Thursday, September 10, 2009

Glass Starting To Look Half Full....Almost

I took Sloan to guitar lessons last week and had to go in with her this time because she needed new strings. While we were waiting for the strings to be put on her guitar I started talking to Hans her guitar teacher. Let me tell you about Hans, first of all his name is Hans, its like his parents knew he was going to play guitar! He is awesome and even I think he is cool and truth be told Sloan probably has a bit of a crush on him. He is the type of person who you just like being around and you can tell he really enjoys teaching kids. In fact most of the kids in Irvington take guitar lessons from him and if you talk to any of the parents they say I'm not sure if my kid likes playing the guitar or hanging out with Hans!

In the middle of our conversation he told me that he and his wife were just heart-broken about us losing our girls and he wanted me to know they were still thinking about us. Then he told me they were not able to have children of their own and that is why he felt so bad for our loss and why they have puppies and why he teaches kids.

My heart sunk for he and his wife and I instantly thought as bad as my story is, here are these two really great people who deserve children and they can't even experience the bad thing I had happen to me. For the first time in a long time instead of saying why me I thought why them?

I know there is always someone that has it worse then you do but this was one of those moments and perhaps I was ready to get the lesson that everyone has their own sadness to deal with and sometimes the pain is alot worse.

Of course my glass emptied a bit after all this though because the next day the hospital where I delivered the girls called me to remind me my tour of the maternity ward was that day in which I replied to them, umm yea I sorta had the big tour last month. It was while I was saying the words the person on the other line must have pulled up something to see she'd made a horrible mistake and as bad as she felt I didn't feel so bad she felt bad. So rest assure I've still got that bit of negativity in me that you've all grown to love!!

5 comments:

LIZ said...

Heres the amazing thing about Hans....he has made the best of what was dealt him in life, and in doing so, he is touching the lives of many people, which obviously gives him great pleasure...I think this is how we were meant to live out our lives here on earth.

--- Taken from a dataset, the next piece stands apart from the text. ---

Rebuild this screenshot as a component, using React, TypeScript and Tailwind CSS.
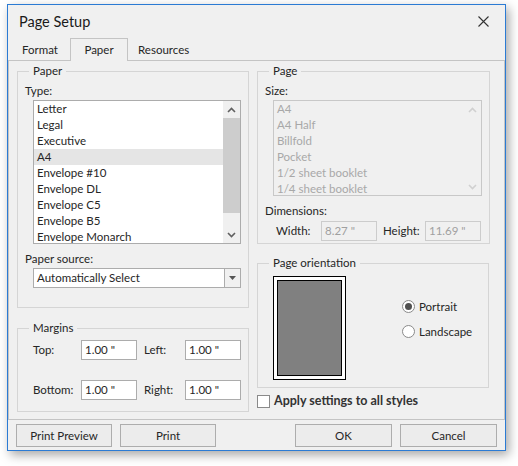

Laurie..I am so sorry about the phone call from the hospital...that had to be just awful!! Methodist, get your records straight!!

Dawn said...

After this story, I have a crush on Hans...and I've never met him!

kieron said...

You are funny...did you really say, "Yeah, I really got a big tour already"?

Also - where were you this weekend? I had fun at your house there w/o you!

Laurie from Laurie Jones Home said...

Are you saying you would have no fun if I was there Kieron????

Marmie said...

Did you pray for patience the day you got that phone call? Because if you did.....
Just remember, there are a lot of us out here that think the world of you guys and all you have to do is call one when you're low.